25th November 2016
It’s cold tonight in The Church, just down the road from Leeds University and Rumer’s fans have kept their coats on after trekking from all points to catch this benefit gig and intimate gig. We are sat in front of a couple of women from Merseyside and other accents hint at journeys from farther afield. Rumer is a bit of a cult and, despite no evident stagecraft, she maintains an audience through a beautiful voice and a straight-forward honesty. Bereft of the managed stage moves of some performers, she nevertheless wins the crowd’s love with some jokes about the heater she’s stolen from backstage to keep her warm and accounts of the composition of her songs.
Personally, I just wanted to hear the classics of the MOR songbook, delivered by a voice the equal of the greats and possessed of the tones of Karen Carpenter. That’s why The Look Of Love sets the tone so well when it opens the evening. Rumer is well known for her own work and it forms the majority of the evening. Hence a very slow (They Want To Be) Close To You (well, she had to make it her own) is followed by her own Pizza And Pinball – a song about real life winning over gadgets. She doesn’t always know what her songs are about or where they come from and admits as much when she introduces Soul. She has a song she wrote for calming down, not that we aren’t immaculately chilled tonight. Then it’s nice to hear her stretch to a bluesey voice for Aretha. A slightly weak song about PF Sloan follows (though I like her rhyming Sloan – moan – bone!) A House Is Not A Home from the new album of Burt Bacharach songs is amazing – a great song but also immaculately delivered, with Rumer living inside the lyric. It’s not often I go to a gig and just want to hear the new album but she could sing this stuff all night and we’d float out of the place. Hall & Oates’ Sara Smile swings and is inflected magically, winning a massive audience response.

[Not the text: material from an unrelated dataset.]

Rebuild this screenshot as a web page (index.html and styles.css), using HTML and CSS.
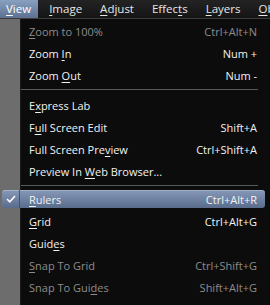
FILE: index.html
```html
<!DOCTYPE html>
<html>
<head>
    <link rel="stylesheet" href="styles.css">
</head>
<body>
    <div class="menubar">
        <span class="top-item active"><u>V</u>iew</span>
        <span class="top-item"><u>I</u>mage</span>
        <span class="top-item"><u>A</u>djust</span>
        <span class="top-item">Effec<u>t</u>s</span>
        <span class="top-item"><u>L</u>ayers</span>
        <span class="top-item"><u>O</u>b</span>
    </div>

    <div class="dropdown">
        <div class="item disabled"><span class="label"><u>Z</u>oom to 100%</span><span class="keys">Ctrl+Alt+N</span></div>
        <div class="item"><span class="label">Zoom <u>I</u>n</span><span class="keys">Num +</span></div>
        <div class="item"><span class="label">Zoom <u>O</u>ut</span><span class="keys">Num -</span></div>
        <div class="sep"></div>
        <div class="item"><span class="label">E<u>x</u>press Lab</span><span class="keys"></span></div>
        <div class="item"><span class="label">F<u>u</u>ll Screen Edit</span><span class="keys">Shift+A</span></div>
        <div class="item"><span class="label">Full Screen Pre<u>v</u>iew</span><span class="keys">Ctrl+Shift+A</span></div>
        <div class="item"><span class="label">Preview In <u>W</u>eb Browser...</span><span class="keys"></span></div>
        <div class="sep"></div>
        <div class="item checked">
            <span class="check">
                <svg width="10" height="8" viewBox="0 0 10 8"><path d="M1 4 L3.8 6.8 L9 1" fill="none" stroke="#fff" stroke-width="1.6"/></svg>
            </span>
            <span class="label"><u>R</u>ulers</span><span class="keys">Ctrl+Alt+R</span>
        </div>
        <div class="item"><span class="label"><u>G</u>rid</span><span class="keys">Ctrl+Alt+G</span></div>
        <div class="item"><span class="label">Guid<u>e</u>s</span><span class="keys"></span></div>
        <div class="item disabled"><span class="label"><u>S</u>nap To Grid</span><span class="keys">Ctrl+Shift+G</span></div>
        <div class="item disabled"><span class="label">Snap To Gui<u>d</u>es</span><span class="keys">Shift+Alt+G</span></div>
    </div>
</body>
</html>
```

FILE: styles.css
```css
/* Dark themed View menu */
body {
    margin: 0;
    width: 270px;
    height: 305px;
    overflow: hidden;
    font-family: "Open Sans", "Noto Sans", sans-serif;
    font-size: 11px;
    background-color: #6d6d6d;
}

u {
    text-underline-offset: 2px;
}

.menubar {
    display: flex;
    height: 18px;
    background: linear-gradient(#232323, #151515);
    color: #e6e6e6;
    font-size: 11.5px;
    white-space: nowrap;
    overflow: hidden;
}

.top-item {
    padding: 0 9px;
    line-height: 18px;
}

.top-item.active {
    padding: 0 7px 0 6px;
    margin-right: 2px;
    background: linear-gradient(#8aa0c0, #5d7193);
    color: #fff;
}

.dropdown {
    border-top: 1px solid #3c3c3c;
    background: linear-gradient(to right, #6d6d6d 0, #6d6d6d 20px, #1a1a1a 20px, #1a1a1a 21px, #0c0c0c 21px);
    height: 286px;
    padding-top: 1px;
}

.item {
    display: flex;
    align-items: center;
    height: 22px;
    padding: 0 13px 0 29px;
    color: #f2f2f2;
    white-space: nowrap;
}

.item .label {
    flex: 1;
}

.item.disabled {
    color: #8c8c8c;
}

.sep {
    height: 1px;
    margin: 3px 12px 4px 21px;
    background-color: #595959;
}

.item.checked {
    position: relative;
    height: 18px;
    margin: 2px 5px 2px 2px;
    padding: 0 8px 0 27px;
    border-radius: 3px;
    background: linear-gradient(#8799b8, #5a6c8c);
    box-shadow: inset 0 1px 0 rgba(255, 255, 255, 0.25);
}

.check {
    position: absolute;
    left: 0;
    top: 0;
    width: 17px;
    height: 18px;
    display: flex;
    align-items: center;
    justify-content: center;
    border-right: 1px solid #46556f;
}
```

Despite the unmediated presentation, it is clear how wrapped up Rumer is in the singing. Her head turns to smile at the band or sweeps up to a passionate reverie as she interprets the lyric. We’d like to have brought you some close up images but, sadly Rumer is not comfortable in her own skin and said no to the shots we took. It’s a shame when the voice is the star of the show.
The set-up is unusual – no drums. Instead we have electric piano, Fender Precision bass and a guitarist. His restrained Knopfler-ish sound is effective and suits the evening. Sat in the semi-dark, the stage is coloured purple with splashes of red, fake church candles and fairy lights frame the stage; the effect is intimate. Very intimate – there is a toilet to the stage right and when some foolish guest flushes it in a quiet moment, we all share the sound.
But who can dwell on loos when the closing trio of Walk On By, Thankful and What The World Needs Now are upon us? Rumer’s voice is a rich thing of beauty; the sound that cream and Moroccan Thuya wood would make and the audience, quietly respectful all evening, stands and applauds.